L’amante qui ne s’est pas pointée n’est autre que la récession. Celle dont les économistes sont tombés amoureux et qu’ils semblent appeler de leurs vœux depuis 2022. Elle n’est pas arrivée, du moins si l’on en croit les mesures économiques usuelles. Pourtant, tous les indicateurs économiques que l’on peut utiliser pour prédire son arrivée sont clairs : elle devrait être là! Quelles pourraient donc être les raisons de cette absence?

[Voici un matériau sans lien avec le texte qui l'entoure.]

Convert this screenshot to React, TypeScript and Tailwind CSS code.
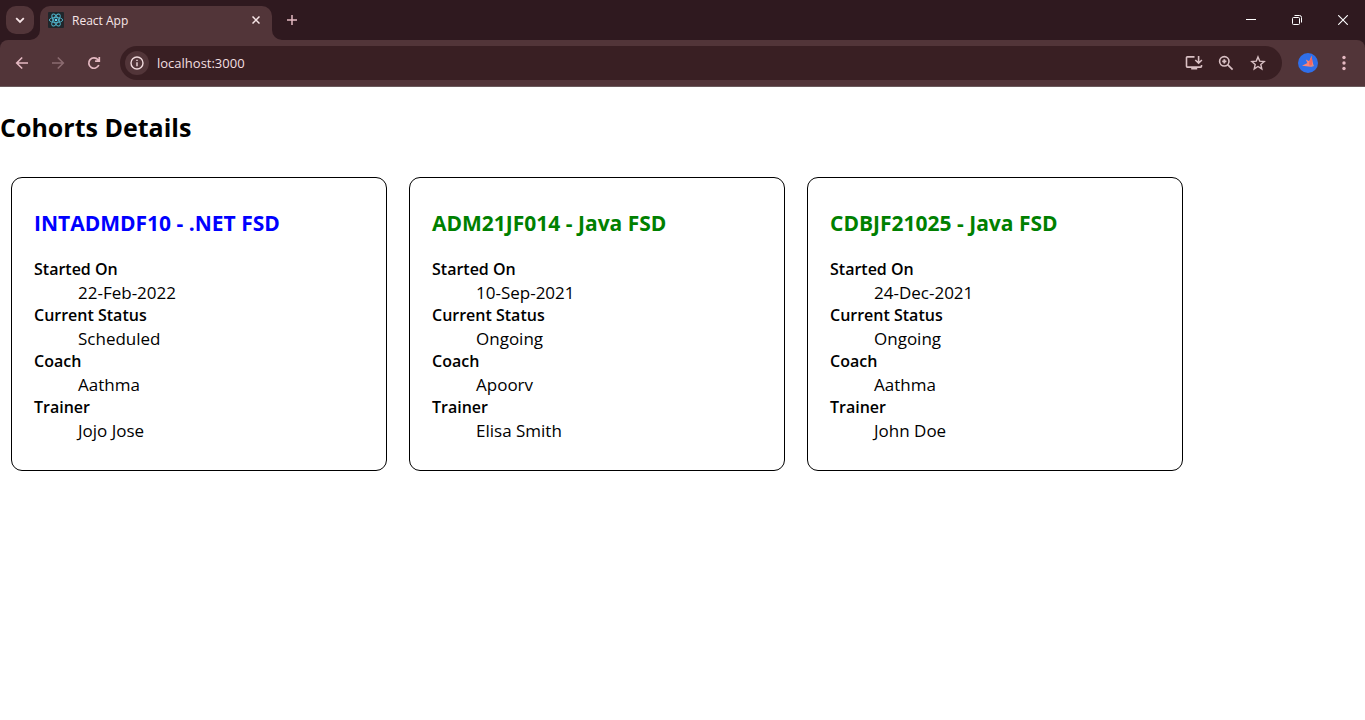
import type { ReactNode } from 'react';

type Cohort = {
  code: string;
  track: string;
  startedOn: string;
  status: string;
  coach: string;
  trainer: string;
};

const cohorts: Cohort[] = [
  { code: 'INTADMDF10', track: '.NET FSD', startedOn: '22-Feb-2022', status: 'Scheduled', coach: 'Aathma', trainer: 'Jojo Jose' },
  { code: 'ADM21JF014', track: 'Java FSD', startedOn: '10-Sep-2021', status: 'Ongoing', coach: 'Apoorv', trainer: 'Elisa Smith' },
  { code: 'CDBJF21025', track: 'Java FSD', startedOn: '24-Dec-2021', status: 'Ongoing', coach: 'Aathma', trainer: 'John Doe' },
];

function IconButton({ label, className, children }: { label: string; className: string; children: ReactNode }) {
  return (
    <button type="button" aria-label={label} className={`flex shrink-0 items-center justify-center ${className}`}>
      {children}
    </button>
  );
}

function ReactLogo() {
  return (
    <svg viewBox="0 0 16 16" className="size-4 shrink-0" aria-hidden="true">
      <rect width="16" height="16" rx="1" fill="#20262b" />
      <g fill="none" stroke="#50b5cd" strokeWidth="0.9">
        <ellipse cx="8" cy="8" rx="6.7" ry="2.6" />
        <ellipse cx="8" cy="8" rx="6.7" ry="2.6" transform="rotate(60 8 8)" />
        <ellipse cx="8" cy="8" rx="6.7" ry="2.6" transform="rotate(120 8 8)" />
      </g>
      <circle cx="8" cy="8" r="1.3" fill="#61dafb" />
    </svg>
  );
}

function TabStrip() {
  return (
    <div className="flex h-10 items-start bg-[#2f191f]">
      <IconButton label="Search tabs" className="mt-[6px] ml-[6px] size-7 rounded-[10px] bg-[#523539] text-[#f8e6e8]">
        <svg viewBox="0 0 10 10" className="size-[10px]" fill="none" stroke="currentColor" strokeWidth="1.8">
          <path d="M1.2 3.2 5 7l3.8-3.8" />
        </svg>
      </IconButton>
      <div className="relative mt-[6px] ml-[6px] flex h-[34px] w-[232px] items-center rounded-t-[10px] bg-[#523539] pb-[6px] pl-2">
        <svg viewBox="0 0 10 10" className="absolute bottom-0 -left-[10px] size-[10px]" fill="#523539" aria-hidden="true">
          <path d="M10 0v10H0A10 10 0 0 0 10 0Z" />
        </svg>
        <svg viewBox="0 0 10 10" className="absolute -right-[10px] bottom-0 size-[10px]" fill="#523539" aria-hidden="true">
          <path d="M0 0v10h10A10 10 0 0 1 0 0Z" />
        </svg>
        <ReactLogo />
        <span className="ml-2 flex-1 pt-px text-[12px] leading-4 text-[#f8e6e8]">React App</span>
        <IconButton label="Close tab" className="mr-2 size-4 text-[#f8e6e8]">
          <svg viewBox="0 0 8 8" className="size-2" fill="none" stroke="currentColor" strokeWidth="1.5">
            <path d="m.5.5 7 7M7.5.5l-7 7" />
          </svg>
        </IconButton>
      </div>
      <IconButton label="New tab" className="mt-[6px] ml-[6px] size-7 text-[#e5b9c2]">
        <svg viewBox="0 0 10 10" className="size-[10px]" fill="none" stroke="currentColor" strokeWidth="1.5">
          <path d="M5 0v10M0 5h10" />
        </svg>
      </IconButton>
      <div className="ml-auto flex h-10 text-white">
        <IconButton label="Minimize" className="w-[46px]">
          <svg viewBox="0 0 10 10" className="size-[10px]" stroke="currentColor">
            <path d="M0 4.5h10" />
          </svg>
        </IconButton>
        <IconButton label="Restore" className="w-[46px]">
          <svg viewBox="0 0 10 10" className="size-[10px]" fill="none" stroke="currentColor">
            <rect x=".5" y="2.5" width="7" height="7" rx="1" />
            <path d="M2.5.5h5a2 2 0 0 1 2 2v5" />
          </svg>
        </IconButton>
        <IconButton label="Close" className="w-[45px]">
          <svg viewBox="0 0 10 10" className="size-[10px]" fill="none" stroke="currentColor" strokeWidth="1.1">
            <path d="m.2.2 9.6 9.6M9.8.2.2 9.8" />
          </svg>
        </IconButton>
      </div>
    </div>
  );
}

function Toolbar() {
  return (
    <div className="bg-[#2f191f]">
      <div className="flex h-[47px] items-center rounded-t-[8px] border-b border-[#6a5a5c] bg-[#523539] pr-[7px] pl-2 text-[#e5b9c2]">
        <div className="flex gap-2">
          <IconButton label="Back" className="size-7">
            <svg viewBox="0 0 16 16" className="size-4" fill="none" stroke="currentColor" strokeWidth="1.6">
              <path d="M14 8H3M8.2 2.5 2.7 8l5.5 5.5" />
            </svg>
          </IconButton>
          <IconButton label="Forward" className="size-7 text-[#8b6b70]">
            <svg viewBox="0 0 16 16" className="size-4" fill="none" stroke="currentColor" strokeWidth="1.6">
              <path d="M2 8h11M7.8 2.5 13.3 8l-5.5 5.5" />
            </svg>
          </IconButton>
          <IconButton label="Reload" className="size-7">
            <svg viewBox="0 0 16 16" className="size-4" fill="none" stroke="currentColor" strokeWidth="1.7">
              <path d="M12.8 10A5.2 5.2 0 1 1 12 4.7L13.3 6M13.3 2v4.2H9.1" />
            </svg>
          </IconButton>
        </div>
        <div className="mr-4 ml-3 flex h-[34px] flex-1 items-center rounded-full bg-[#391f23] pr-2 pl-[5px] text-[#d9c0c4]">
          <IconButton label="View site information" className="size-6 rounded-full bg-[#523539] text-[#f0dadd]">
            <svg viewBox="0 0 14 14" className="size-[14px]" fill="none" stroke="currentColor" strokeWidth="1.4">
              <circle cx="7" cy="7" r="6" />
              <path d="M7 6.2v4M7 3.7v1.4" />
            </svg>
          </IconButton>
          <input
            type="text"
            aria-label="Address and search bar"
            defaultValue="localhost:3000"
            className="ml-2 min-w-0 flex-1 bg-transparent text-[13px] leading-5 text-[#f3dfe0] outline-none"
          />
          <IconButton label="Install app" className="size-8">
            <svg viewBox="0 0 18 16" className="h-4 w-[18px]" fill="none" stroke="currentColor" strokeWidth="1.6">
              <path d="M9.5 1.9H2.3a.8.8 0 0 0-.8.8v8.6c0 .4.3.8.8.8h13.4c.4 0 .8-.4.8-.8V10M13.6 1v7M10.3 5l3.3 3.2L16.9 5" />
              <path d="M6.2 13.5h6" strokeWidth="2" />
            </svg>
          </IconButton>
          <IconButton label="Zoom" className="size-8">
            <svg viewBox="0 0 16 16" className="size-4" fill="none" stroke="currentColor" strokeWidth="1.6">
              <circle cx="6.3" cy="6.3" r="4.7" />
              <path d="m9.6 9.6 5 5" />
              <path d="M6.3 4.2v4.2M4.2 6.3h4.2" strokeWidth="1.8" />
            </svg>
          </IconButton>
          <IconButton label="Bookmark this tab" className="size-8">
            <svg viewBox="0 0 16 16" className="size-4" fill="none" stroke="currentColor" strokeWidth="1.4">
              <path d="m8 1.9 1.7 4.2 4.5.4-3.4 3 1 4.4L8 11.5l-3.8 2.4 1-4.4-3.4-3 4.5-.4Z" />
            </svg>
          </IconButton>
        </div>
        <IconButton label="Profile" className="size-5">
          <svg viewBox="0 0 20 20" className="size-5">
            <circle cx="10" cy="10" r="10" fill="#2f6fea" />
            <path d="M4 12.8 9.4 10 7.8 6.6l3.4 1.6 2.4-5.4.8 5.2 1 4.2-2.8 1.6Z" fill="#fb8476" />
            <path d="m10.8 10 2.800-7 .7 5-.5 4-2 1Z" fill="#f3655e" />
            <path d="m12.2 12.400 3-.8.8 1.500-2.600 1Z" fill="#c98a90" />
          </svg>
        </IconButton>
        <IconButton label="Customize and control" className="ml-3 size-7">
          <svg viewBox="0 0 4 16" className="h-4 w-1" fill="currentColor">
            <circle cx="2" cy="2.5" r="1.7" />
            <circle cx="2" cy="8" r="1.7" />
            <circle cx="2" cy="13.5" r="1.7" />
          </svg>
        </IconButton>
      </div>
    </div>
  );
}

function CohortCard({ cohort }: { cohort: Cohort }) {
  const rows = [
    ['Started On', cohort.startedOn],
    ['Current Status', cohort.status],
    ['Coach', cohort.coach],
    ['Trainer', cohort.trainer],
  ];
  return (
    <article className="w-[376px] rounded-[11px] border border-black px-[22px] pt-[31px] pb-7">
      <h3 className={`text-[21px] leading-7 font-bold ${cohort.status === 'Ongoing' ? 'text-[#008000]' : 'text-[#0000ff]'}`}>
        {cohort.code} - {cohort.track}
      </h3>
      <dl className="mt-[21px]">
        {rows.map(([term, value]) => (
          <div key={term}>
            <dt className="text-[16px] leading-[23px] font-semibold">{term}</dt>
            <dd className="pl-11 text-[17px] leading-[23px]">{value}</dd>
          </div>
        ))}
      </dl>
    </article>
  );
}

export default function App() {
  return (
    <div className="min-h-screen bg-white font-['Segoe_UI','Open_Sans','Noto_Sans',sans-serif] text-black">
      <header>
        <TabStrip />
        <Toolbar />
      </header>
      <main>
        <h2 className="pt-[22px] text-[25px] leading-9 font-bold">Cohorts Details</h2>
        <div className="mt-8 flex flex-wrap gap-[22px] px-[11px]">
          {cohorts.map((cohort) => (
            <CohortCard key={cohort.code} cohort={cohort} />
          ))}
        </div>
      </main>
    </div>
  );
}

Il y en a plusieurs qui viennent à l’esprit:
- La plus populaire parmi les professionnels de la finance est qu’elle n’est pas encore arrivée. Ce n’est qu’une question de temps. Les indicateurs ne sauraient mentir. Les banques centrales ne peuvent pas relever leurs taux aussi rapidement pour juguler l’inflation en toute impunité. S’il est difficile pour les consommateurs, les entreprises et les gouvernements d’emprunter, cela doit avoir des conséquences sur les économies. Et les effets sont proportionnels aux causes, même s’il y a des décalages: Un tel niveau de hausse doit impliquer un ralentissement économique significatif.

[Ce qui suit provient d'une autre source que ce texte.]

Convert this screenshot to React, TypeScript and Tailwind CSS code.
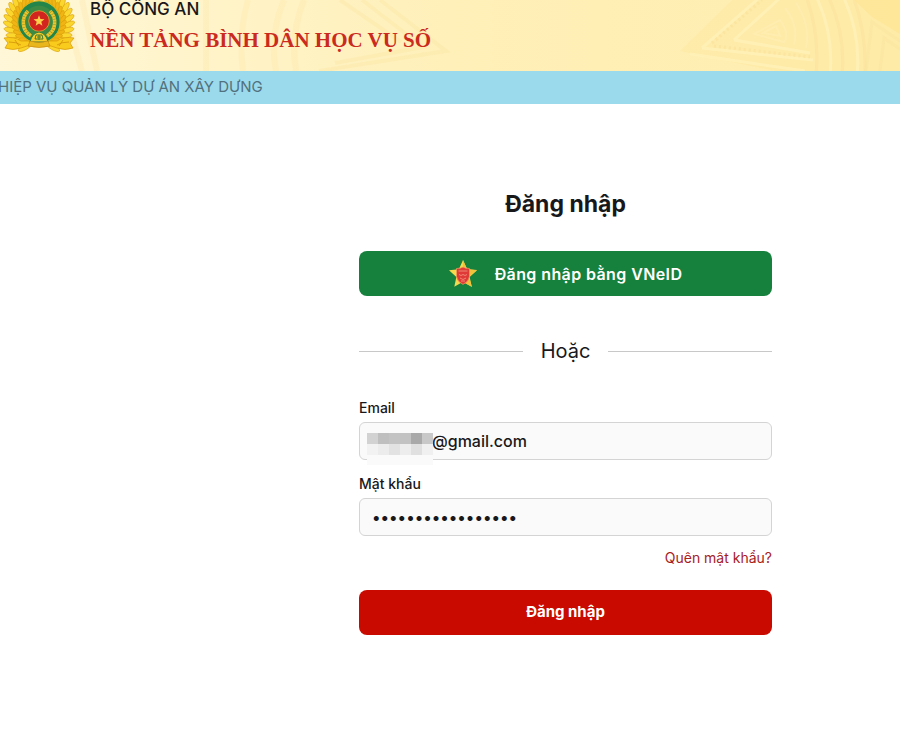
import type { ReactNode } from "react";

const tilesTop = ["bg-[#d2d2d2]", "bg-[#bfbfbf]", "bg-[#c3c3c3]", "bg-[#c2c2c2]", "bg-[#a9a9a9]", "bg-[#c8c8c8]"];
const tilesBottom = ["bg-[#f2f2f2]", "bg-[#ececec]", "bg-[#e2e2e2]", "bg-[#ededed]", "bg-[#e0e0e0]", "bg-[#f0f0f0]"];

function star(cx: number, cy: number, outer: number, inner: number) {
  return Array.from({ length: 10 }, (_, i) => {
    const r = i % 2 ? inner : outer;
    const a = (Math.PI / 5) * i - Math.PI / 2;
    return `${cx + r * Math.cos(a)},${cy + r * Math.sin(a)}`;
  }).join(" ");
}

function Emblem() {
  const leaves = Array.from({ length: 13 }, (_, i) => 20 + i * 11);
  return (
    <svg className="h-[60px] w-[72px] shrink-0" viewBox="0 0 72 60" aria-hidden="true">
      {[-1, 1].map((side) => (
        <g key={side} stroke="#d99f0c" strokeWidth="0.6">
          {leaves.map((a) => (
            <g key={a} transform={`translate(36 28) rotate(${side * a})`}>
              <ellipse cx="0" cy="-29" rx="2.6" ry="7.5" fill="#fbd72e" transform={`rotate(${side * -32} 0 -28)`} />
              <ellipse cx="0" cy="-24" rx="2" ry="5" fill="#f0b414" transform={`rotate(${side * -52} 0 -23)`} />
            </g>
          ))}
        </g>
      ))}
      <path d="M1 44q10-2 17 3h36q7-5 17-3l-4 5 3 5q-8 3-16 0l-6-2H24l-6 2q-8 3-16 0l3-5Z" fill="#f8cb1c" stroke="#dca00c" strokeWidth="0.8" />
      <path d="M6 48q8 0 12 3M66 48q-8 0-12 3M12 46l4 6M60 46l-4 6" fill="none" stroke="#cf8d08" strokeWidth="0.7" />
      <circle cx="36" cy="28" r="21.5" fill="#f8cf20" stroke="#dba40c" strokeWidth="0.8" />
      <circle cx="36" cy="28" r="18.5" fill="#3d8a45" stroke="#23854a" strokeWidth="4.5" />
      <path d="M28 42a16 16 0 0 1-3-25M44 42a16 16 0 0 0 3-25" fill="none" stroke="#f0c52c" strokeWidth="3.6" />
      <path d="M28 42a16 16 0 0 1-3-25M44 42a16 16 0 0 0 3-25" fill="none" stroke="#9f9824" strokeWidth="3" strokeDasharray="0.7 2" />
      <circle cx="36" cy="27" r="10.3" fill="#d3251f" stroke="#e4a929" strokeWidth="0.8" />
      <polygon points={star(36, 27, 5.8, 2.4)} fill="#ffcf4a" />
      <path d="M27 48q2-9 9-10 7 1 9 10Z" fill="#f7cf2b" stroke="#35823c" strokeWidth="1" />
      <path d="m32 45 1-4h6l1 4Zm2-2h4M36 41v5" fill="none" stroke="#42782c" />
      <path d="M27 47q9 3 18 0l2 5q-11 3-22 0Z" fill="#e9b71c" stroke="#cb8a13" strokeWidth="0.7" />
    </svg>
  );
}

function DrumPattern() {
  return (
    <svg className="absolute inset-0 h-full w-full" viewBox="0 0 900 71" preserveAspectRatio="xMaxYMid slice" fill="none" aria-hidden="true">
      <g stroke="#fae5a0" strokeOpacity="0.5">
        <path d="M680 51 732 0H900V71H775Z" fill="#fee9a4" fillOpacity="0.6" stroke="none" />
        <path d="m702 48 57-50M702 48l111 12M734 40l46-42M734 40l76 13M690 54l115 17M816-4q18 38 14 79M843-4q18 38 14 79" stroke="#fff1b8" strokeWidth="3" strokeOpacity="0.8" />
        <path d="m712 43 50-43M714 46l96 11" stroke="#f9df94" strokeWidth="3" strokeDasharray="2 3" />
        <path d="m754 34 26-14q10 14 4 22ZM763 33l13-7 4 10ZM785 8q14 17 9 36M796 3q15 22 10 45" strokeWidth="2" stroke="#fff0b8" />
        <path d="M806-4q14 38 10 79M828-4q18 38 14 79M853-4q14 38 12 79" stroke="#fae19a" strokeWidth="3" />
        <path d="M854 0h46v34l-28-17Z" fill="#fee696" fillOpacity="0.8" stroke="none" />
        <path d="m866 71 6-49 28 19M880 71l4-33 16 11" strokeWidth="3" />
        <path d="M380 0 446 51 319 71M362 0l61 47-88 16M340 0l61 42" strokeWidth="4" strokeOpacity="0.35" />
        <path d="M284 0q-15 35-8 71M304 0q-14 35-8 71M248 0q-10 35-5 71M206 0v71M82 0l15 71M62 0l20 71" strokeWidth="6" strokeOpacity="0.25" />
      </g>
    </svg>
  );
}

function StarBadge() {
  return (
    <svg className="size-7 shrink-0" viewBox="0 0 28 28" aria-hidden="true">
      <polygon points={star(14, 14.8, 14.8, 7)} fill="#f6d94c" />
      <path d="m14 0 4 9 10 1-8 7 3 10-9-5Z" fill="#f2c23c" />
      <path d="M7.5 8.5q4 0 6.500-1.500 2.500 1.500 6.500 1.500v8q-.5 5-6.500 8-6-3-6.500-8Z" fill="#df3a38" stroke="#f4a05e" strokeWidth="0.7" />
      <path d="M9.500 11h9M10 14.500q2 2 4 0 2 2 4 0M11 18q3 3 6 0M12 21h4" fill="none" stroke="#f2907c" strokeWidth="0.9" />
    </svg>
  );
}

function Field({ id, label, children }: { id: string; label: string; children: ReactNode }) {
  return (
    <div className="flex flex-col gap-1">
      <label htmlFor={id} className="text-sm font-medium leading-5">{label}</label>
      {children}
    </div>
  );
}

const inputStyle = "h-[38px] w-full rounded-md border border-[#d4d4d4] bg-[#fafafa] text-base font-medium outline-none";

export default function App() {
  return (
    <div className="min-h-screen bg-white font-['Inter','Noto_Sans',sans-serif] text-[#18181b]">
      <header className="relative h-[71px] overflow-hidden bg-linear-to-r from-[#fff7d7] via-[#fff0b9] to-[#ffedad]">
        <DrumPattern />
        <div className="relative flex gap-[15px] pl-[3px]">
          <div className="-mt-1.5"><Emblem /></div>
          <div>
            <p className="-mt-0.5 text-[17px] font-medium leading-[22px] whitespace-nowrap">BỘ CÔNG AN</p>
            <h1 className="font-['Liberation_Serif',serif] text-[21px] font-bold leading-10 whitespace-nowrap text-[#cb2a20]">NỀN TẢNG BÌNH DÂN HỌC VỤ SỐ</h1>
          </div>
        </div>
      </header>
      <div className="flex h-[33px] items-center overflow-hidden bg-[#9bdaec]">
        <p className="-ml-0.5 text-[15px] whitespace-nowrap text-[#52717c]">HIỆP VỤ QUẢN LÝ DỰ ÁN XÂY DỰNG</p>
      </div>
      <main className="pt-20 pr-32 pl-[359px]">
        <form onSubmit={(e) => e.preventDefault()}>
          <h2 className="text-center text-[23px] font-bold leading-10">Đăng nhập</h2>
          <button type="button" className="mt-[27px] flex h-[45px] w-full items-center justify-center gap-[18px] rounded-lg bg-[#16803d] text-base font-semibold tracking-wide text-white">
            <StarBadge />
            Đăng nhập bằng VNeID
          </button>
          <div className="mt-10 flex items-center gap-[18px] text-xl leading-[30px]">
            <span className="h-px flex-1 bg-[#c8c8c8]" />
            Hoặc
            <span className="h-px flex-1 bg-[#c8c8c8]" />
          </div>
          <div className="mt-8 flex flex-col gap-3.5">
            <Field id="email" label="Email">
              <div className="relative">
                <input id="email" type="text" defaultValue="@gmail.com" className={`${inputStyle} pl-[72px]`} />
                <div className="absolute top-[11px] left-2 w-[66px]" aria-hidden="true">
                  <div className="grid h-[11px] grid-cols-6">{tilesTop.map((c, i) => <span key={i} className={c} />)}</div>
                  <div className="grid h-[11px] grid-cols-6">{tilesBottom.map((c, i) => <span key={i} className={c} />)}</div>
                  <div className="h-[10px] bg-[#fafafa]" />
                </div>
              </div>
            </Field>
            <Field id="password" label="Mật khẩu">
              <input id="password" type="password" defaultValue="12345678901234567" className={`${inputStyle} px-3`} />
            </Field>
          </div>
          <div className="mt-3 flex justify-end">
            <a href="#" className="text-sm leading-5 text-[#a8201f]">Quên mật khẩu?</a>
          </div>
          <button type="submit" className="mt-[22px] h-[45px] w-full rounded-lg bg-[#c80a00] text-[15px] font-bold text-white">Đăng nhập</button>
        </form>
      </main>
    </div>
  );
}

- La deuxième raison avancée, qui s’oppose à la première, est que les banquiers centraux savent ce qu’ils font: ils peuvent réaliser un atterrissage en douceur, c’est-à-dire ralentir l’économie juste assez pour faire baisser l’inflation mais éviter la récession. Les banques centrales sont généralement accusées de tous les maux par les investisseurs, mais elles emploient une armée de docteurs en économie, d’économistes et de stratèges qui s’appuient sur une quantité de données auxquelles l’investisseur moyen n’a pas accès pour surveiller de près l’économie. Ils doivent bien avoir un plan, n’est-ce pas? Et un plan qui, à quelques faillites de banques et d’entreprises mal gérées près, pourrait fonctionner.
- Une troisième raison peut être invoquée: la récession est déjà là ou elle arrivera, mais pas sous les traits sous laquelle nous l’attendons. Une récession est définie comme une baisse prononcée, persistante et généralisée de l’activité économique globale. Et si elle n’était pas prononcée et généralisée, mais persistante? Est-il difficile d’imaginer, par exemple, une période prolongée de croissance plus faible et de rendements en demi-teinte? Avec des pans de l’économie fonctionnant à des rythmes différents? C’est ce que les marchés envisagent aujourd’hui. L’amant est finalement revenu, mais le temps a fait son œuvre (quelques kilos et rides ici et là… mais l’amour est éternel, n’est-ce pas?)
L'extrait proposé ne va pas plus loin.